In case of doubt, the AD Category – I bank may consider filing Suspicious
Transaction Report (STR) with FIU_IND (Financial Intelligence Unit in India).
B.15 Invoicing of Software Exports
(i) For long duration contracts involving series of transmissions, the exporters
should bill their overseas clients periodically, i.e., at least once a month or
on reaching the ‘milestone’ as provided in the contract entered into with the
overseas client and the last invoice / bill should be raised not later than 15
days from the date of completion of the contract. It would be in order for the
exporters to submit a combined SOFTEX form for all the invoices raised on a
particular overseas client, including advance remittances received in a month.
(ii) Contracts involving only ‘one-shot operation’, the invoice/bill should be
raised within 15 days from the date of transmission.
(iii) The exporter should submit declaration in Form SOFTEX in quadruplicate in
respect of export of computer software and audio / video / television software
to the designated official concerned of the Government of India at STPI / EPZ
/FTZ /SEZ for valuation / certification not later than 30 days from the date of
invoice / the date of last invoice raised in a month, as indicated above. The
designated officials may also certify the SOFTEX Forms of EOUs, which are
registered with them.
(iv) The invoices raised on overseas clients as at (i) and (ii) above will be
subject to valuation of export declared on SOFTEX form by the designated
official concerned of the Government of India and consequent amendment made in
the invoice value, if necessary.
B.16 Short Shipments and Shut out Shipments
(i) When part of a shipment covered by a GR form already filed with Customs is
short-shipped, the exporter must give notice of short-shipment to the Customs in
the form and manner prescribed. In case of delay in obtaining certified
short-shipment notice from the Customs, the exporter should give an undertaking
to the AD banks to the effect that he has filed the short-shipment notice with
the Customs and that he will furnish it as soon as it is obtained.
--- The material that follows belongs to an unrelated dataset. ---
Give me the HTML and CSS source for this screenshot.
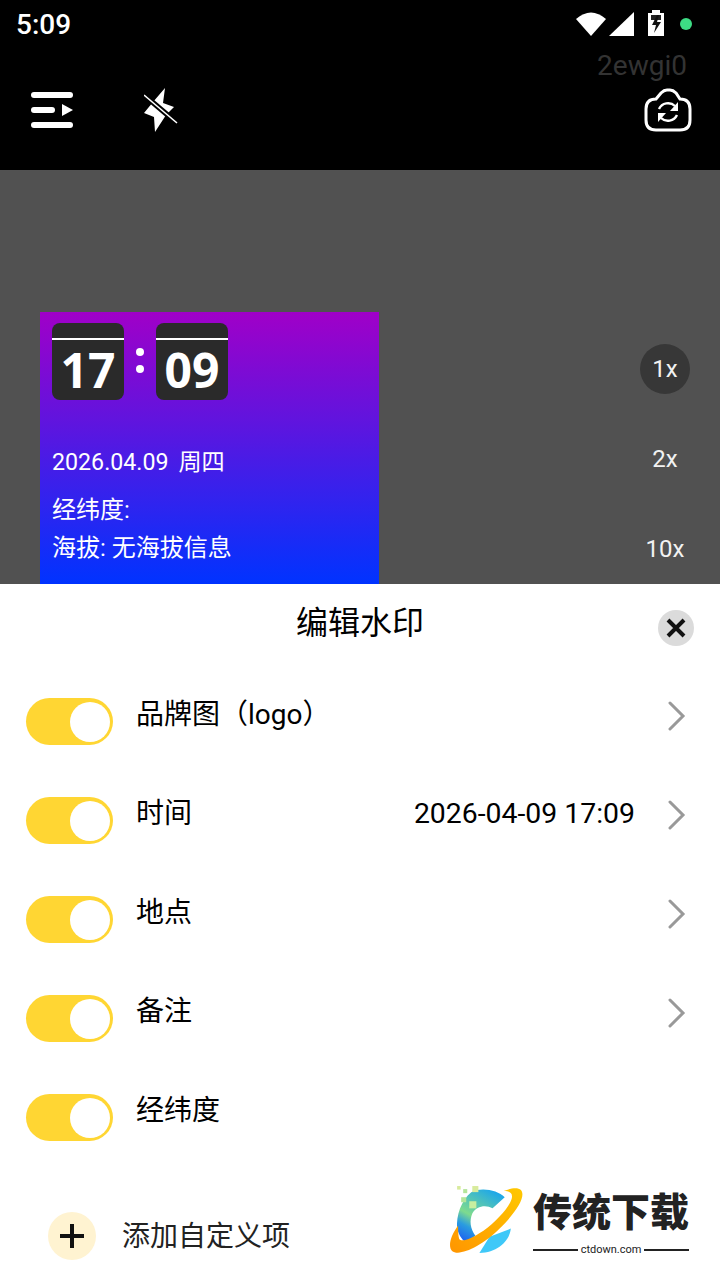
FILE: index.html
```html
<!DOCTYPE html>
<html lang="zh-CN">
<head>
    <meta charset="UTF-8">
    <meta name="viewport" content="width=device-width, initial-scale=1.0">
    <title>编辑水印</title>
    <link rel="stylesheet" href="styles.css">
</head>
<body>
    <div id="screen">
        <div class="top-area">
            <div class="status-bar">
                <div class="status-time">5:09</div>
                <div class="status-icons">
                    <svg width="116" height="28" viewBox="0 0 116 28">
                        <path d="M0 10Q15 -3 30 10L15 27Z" fill="#fff"/>
                        <path d="M33 27L58 3V27Z" fill="#fff"/>
                        <path d="M72 4H76V1H84V4H88V27H72Z" fill="#fff"/>
                        <path d="M75 6H85V11H75Z" fill="#222"/>
                        <path d="M81 6L76 16H80L78 24L85 13H81L83 6Z" fill="#111"/>
                        <circle cx="110" cy="15" r="6" fill="#3ddc84"/>
                    </svg>
                </div>
            </div>
            <div class="device-id">2ewgi0</div>
            <div class="tool-row">
                <svg class="menu-icon" width="44" height="38" viewBox="0 0 44 38">
                    <rect x="1" y="1" width="42" height="6" rx="3" fill="#fff"/>
                    <rect x="1" y="16" width="24" height="6" rx="3" fill="#fff"/>
                    <rect x="1" y="31" width="42" height="6" rx="3" fill="#fff"/>
                    <path d="M32 13L43 19L32 25Z" fill="#fff"/>
                </svg>
                <svg class="flash-icon" width="34" height="44" viewBox="144 88 34 44">
                    <path d="M165 88L163 103L174 107L166 115L155 132L154 117L144 113L153 102Z" fill="#fff"/>
                    <path d="M144 95L177 123" stroke="#000" stroke-width="5.500"/>
                    <path d="M144 95L177 123" stroke="#fff" stroke-width="1.600"/>
                </svg>
                <svg class="camera-icon" width="48" height="44" viewBox="0 0 48 44">
                    <path d="M12 11L17 5Q20 2 23 2H26Q29 2 32 5L36 11Q46 11 46 21V32Q46 42 36 42H12Q2 42 2 32V21Q2 11 12 11Z" fill="none" stroke="#fff" stroke-width="3"/>
                    <path d="M15 21A10 10 0 0 1 31 18" fill="none" stroke="#fff" stroke-width="2.400"/>
                    <path d="M33 27A10 10 0 0 1 17 30" fill="none" stroke="#fff" stroke-width="2.400"/>
                    <path d="M34 14V23H26Z" fill="#fff"/>
                    <path d="M14 34V25H22Z" fill="#fff"/>
                </svg>
            </div>
        </div>

        <div class="preview">
            <div class="watermark">
                <div class="clock">
                    <div class="flip-tile">17</div>
                    <div class="clock-dots"><span></span><span></span></div>
                    <div class="flip-tile">09</div>
                </div>
                <div class="wm-date">2026.04.09&nbsp; 周四</div>
                <div class="wm-line">经纬度:</div>
                <div class="wm-line">海拔: 无海拔信息</div>
            </div>
            <div class="zoom-rail">
                <div class="zoom-item zoom-active">1x</div>
                <div class="zoom-item">2x</div>
                <div class="zoom-item">10x</div>
            </div>
        </div>

        <div class="sheet">
            <div class="sheet-head">
                <div class="sheet-title">编辑水印</div>
                <div class="close-btn">
                    <svg width="22" height="22" viewBox="0 0 22 22"><path d="M3 3L19 19M19 3L3 19" stroke="#111" stroke-width="4"/></svg>
                </div>
            </div>

            <div class="option-list">
                <div class="option-row">
                    <div class="toggle"><div class="knob"></div></div>
                    <div class="option-name">品牌图（logo）</div>
                    <svg class="chevron" width="18" height="30" viewBox="0 0 18 30"><path d="M2 2L15 15L2 28" fill="none" stroke="#999" stroke-width="3" stroke-linecap="round"/></svg>
                </div>
                <div class="option-row">
                    <div class="toggle"><div class="knob"></div></div>
                    <div class="option-name">时间</div>
                    <div class="option-value">2026-04-09 17:09</div>
                    <svg class="chevron" width="18" height="30" viewBox="0 0 18 30"><path d="M2 2L15 15L2 28" fill="none" stroke="#999" stroke-width="3" stroke-linecap="round"/></svg>
                </div>
                <div class="option-row">
                    <div class="toggle"><div class="knob"></div></div>
                    <div class="option-name">地点</div>
                    <svg class="chevron" width="18" height="30" viewBox="0 0 18 30"><path d="M2 2L15 15L2 28" fill="none" stroke="#999" stroke-width="3" stroke-linecap="round"/></svg>
                </div>
                <div class="option-row">
                    <div class="toggle"><div class="knob"></div></div>
                    <div class="option-name">备注</div>
                    <svg class="chevron" width="18" height="30" viewBox="0 0 18 30"><path d="M2 2L15 15L2 28" fill="none" stroke="#999" stroke-width="3" stroke-linecap="round"/></svg>
                </div>
                <div class="option-row">
                    <div class="toggle"><div class="knob"></div></div>
                    <div class="option-name">经纬度</div>
                </div>
            </div>

            <div class="add-row">
                <div class="add-btn">
                    <svg width="26" height="26" viewBox="0 0 26 26"><path d="M1 13H25M13 1V25" stroke="#111" stroke-width="4"/></svg>
                </div>
                <div class="add-text">添加自定义项</div>
            </div>

            <div class="site-logo">
                <svg class="site-mark" width="77" height="73" viewBox="20 14 76 72">
                    <defs>
                        <linearGradient id="ringFill" x1="0" y1="1" x2="1" y2="0">
                            <stop offset="0" stop-color="#ff9500"/>
                            <stop offset="1" stop-color="#ffc800"/>
                        </linearGradient>
                        <linearGradient id="cFill" x1="0.7" y1="0" x2="0.2" y2="1">
                            <stop offset="0" stop-color="#1fa8e8"/>
                            <stop offset="0.55" stop-color="#7edb8e"/>
                            <stop offset="0.75" stop-color="#2a9ce0"/>
                            <stop offset="1" stop-color="#1e62f0"/>
                        </linearGradient>
                    </defs>
                    <path d="M75 27C68 20 52 17 42 22C32 30 27 45 28 58C30 66 34 70 37 72L46 65C41 58 40 50 43 43C47 36 56 34 63 38Z" fill="url(#cFill)"/>
                    <path d="M81 58C80 70 68 82 50 82L60 66Z" fill="#3fc8f8"/>
                    <path d="M29 55C21 66 19 76 23 80C30 86 52 76 70 58C88 40 96 26 91 20C88 17 81 18 74 21C80 21 83 23 82 28C80 36 68 50 54 60C42 68 32 72 30 68C29 65 29 60 29 55Z" fill="url(#ringFill)"/>
                    <rect x="28" y="16" width="3.500" height="3.500" fill="#d8eb9c"/>
                    <rect x="34" y="19" width="4" height="4" fill="#b4e59a"/>
                    <rect x="43" y="16" width="6" height="6" fill="#d8eb9c"/>
                    <rect x="32" y="27" width="5" height="5" fill="#b4e59a"/>
                    <rect x="40" y="31" width="7" height="7" fill="#c8efa0"/>
                </svg>
                <div class="site-words">
                    <div class="site-name">传统下载</div>
                    <div class="site-url"><span class="url-rule"></span><span>ctdown.com</span><span class="url-rule"></span></div>
                </div>
            </div>
        </div>
    </div>
</body>
</html>
```

FILE: styles.css
```css
* {
    box-sizing: border-box;
}

body {
    margin: 0;
    font-family: Roboto, "Noto Sans CJK SC", sans-serif;
    background: #fff;
}

#screen {
    width: 720px;
    height: 1280px;
    overflow: hidden;
    display: flex;
    flex-direction: column;
}

.top-area {
    height: 170px;
    background: #000;
    color: #fff;
}

.status-bar {
    height: 50px;
    display: flex;
    justify-content: space-between;
    align-items: flex-start;
    padding-left: 16px;
    padding-right: 28px;
    padding-top: 9px;
}

.status-time {
    font-size: 28px;
    font-weight: 500;
    line-height: 32px;
}

.status-icons {
    height: 28px;
}

.device-id {
    height: 32px;
    text-align: right;
    padding-right: 33px;
    font-size: 28px;
    line-height: 32px;
    color: #333;
}

.tool-row {
    display: flex;
    align-items: center;
    padding-left: 30px;
    padding-right: 28px;
    margin-top: 6px;
    height: 44px;
}

.flash-icon {
    margin-left: 70px;
}

.camera-icon {
    margin-left: auto;
}

.preview {
    height: 414px;
    background: #515151;
    display: flex;
    justify-content: space-between;
    align-items: flex-start;
    padding-left: 40px;
    padding-right: 30px;
}

.watermark {
    width: 339px;
    height: 272px;
    margin-top: 142px;
    padding: 11px 12px 0;
    color: #fff;
    background: linear-gradient(180deg, #a000c8, #0033ff);
}

.clock {
    display: flex;
    align-items: flex-start;
}

.flip-tile {
    position: relative;
    width: 72px;
    height: 77px;
    padding-top: 17px;
    border-radius: 8px;
    background: #2a2a2a;
    text-align: center;
    font-family: "Noto Sans", sans-serif;
    font-size: 48px;
    font-weight: 700;
    line-height: 60px;
}

.flip-tile::before {
    content: "";
    position: absolute;
    left: 0;
    right: 0;
    top: 15px;
    height: 2px;
    background: #fff;
}

.clock-dots {
    width: 32px;
    padding-top: 25px;
    display: flex;
    flex-direction: column;
    align-items: center;
    gap: 9px;
}

.clock-dots span {
    width: 8px;
    height: 8px;
    border-radius: 50%;
    background: #fff;
}

.wm-date {
    margin-top: 46px;
    font-size: 23.200px;
    line-height: 32px;
    word-spacing: -0.800px;
}

.wm-line {
    font-size: 24px;
    line-height: 38px;
}

.wm-date + .wm-line {
    margin-top: 13px;
}

.zoom-rail {
    margin-top: 174px;
    display: flex;
    flex-direction: column;
    gap: 40px;
}

.zoom-item {
    width: 50px;
    height: 50px;
    border-radius: 50%;
    display: flex;
    align-items: center;
    justify-content: center;
    font-size: 24px;
    color: #f2f2f2;
    white-space: nowrap;
}

.zoom-active {
    background: #373737;
}

.sheet {
    position: relative;
    flex: 1;
    background: #fff;
    color: #000;
}

.sheet-head {
    position: relative;
    height: 114px;
    text-align: center;
}

.sheet-title {
    padding-top: 18px;
    font-size: 32px;
    line-height: 42px;
}

.close-btn {
    position: absolute;
    top: 26px;
    right: 26px;
    width: 36px;
    height: 36px;
    border-radius: 50%;
    background: #dbdbdb;
    display: flex;
    align-items: center;
    justify-content: center;
}

.option-list {
    display: flex;
    flex-direction: column;
    gap: 52px;
}

.option-row {
    height: 47px;
    display: flex;
    align-items: flex-start;
    padding-left: 26px;
    padding-right: 34px;
}

.toggle {
    width: 87px;
    height: 47px;
    border-radius: 24px;
    background: #ffd633;
    display: flex;
    justify-content: flex-end;
    align-items: center;
    padding-right: 3px;
    flex-shrink: 0;
}

.knob {
    width: 40px;
    height: 40px;
    border-radius: 50%;
    background: #fff;
}

.option-name {
    margin-left: 23px;
    font-size: 28px;
    line-height: 34px;
}

.option-value {
    margin-left: auto;
    font-size: 28.400px;
    line-height: 34px;
}

.chevron {
    margin-top: 3px;
    margin-left: 33px;
}

.option-name + .chevron {
    margin-left: auto;
}

.add-row {
    display: flex;
    align-items: center;
    gap: 26px;
    margin-top: 71px;
    padding-left: 48px;
}

.add-btn {
    width: 48px;
    height: 48px;
    border-radius: 50%;
    background: #fff3d1;
    display: flex;
    align-items: center;
    justify-content: center;
}

.add-text {
    padding-top: 2px;
    font-size: 28px;
    line-height: 46px;
    color: #222;
}

.site-logo {
    position: absolute;
    left: 449px;
    top: 600px;
    display: flex;
    align-items: flex-start;
    gap: 7px;
}

.site-words {
    width: 156px;
    color: #222;
}

.site-name {
    font-family: "Noto Sans CJK SC", sans-serif;
    font-size: 39px;
    font-weight: 900;
    line-height: 50px;
    white-space: nowrap;
}

.site-url {
    display: flex;
    align-items: center;
    gap: 3px;
    margin-top: 9px;
    font-size: 11px;
    line-height: 14px;
}

.url-rule {
    flex: 1;
    height: 2px;
    background: #222;
}
```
(ii) Where a shipment has been entirely shut out and there is delay in making
arrangements to re-ship, the exporter will give notice in duplicate to the
Customs in the form and manner prescribed, attaching thereto the unused
duplicate copy of GR form and the shipping bill. The Customs will verify that
the shipment was actually shut out, certify the copy of the notice as correct
and forward it to the Reserve Bank together with unused duplicate copy of the GR
form. In this case, the original GR form received earlier from Customs will be
cancelled. If the shipment is made subsequently, a fresh set of GR form should
be completed
B.17 Counter-Trade Arrangement
Counter trade proposals involving adjustment of value of goods imported into
India against value of goods exported from India in terms of an arrangement
voluntarily entered into between the Indian party and the overseas party through
an Escrow Account opened in India in US Dollar will be considered by the Reserve
Bank subject to following conditions :
(i) All imports and exports under the arrangement should be at international
prices in conformity with the Foreign Trade Policy and Foreign Exchange
Management Act, 1999 and the Rules and Regulations made there under.
(ii) No interest will be payable on balances standing to the credit of the
Escrow Account but the funds temporarily rendered surplus may be held in a
short-term deposit up to a total period of three months in a year (i.e., in a
block of 12 months) and the banks may pay interest at the applicable rate.
(iii) No fund based/or non-fund based facilities would be permitted against the
balances in the Escrow Account.
(iv) Application for permission for opening an Escrow Account may be made by the
overseas exporter / organisation through his / their AD Category – I bank to the
Regional Office concerned of the Reserve Bank.
B.18 Export of Goods on Lease, Hire, etc.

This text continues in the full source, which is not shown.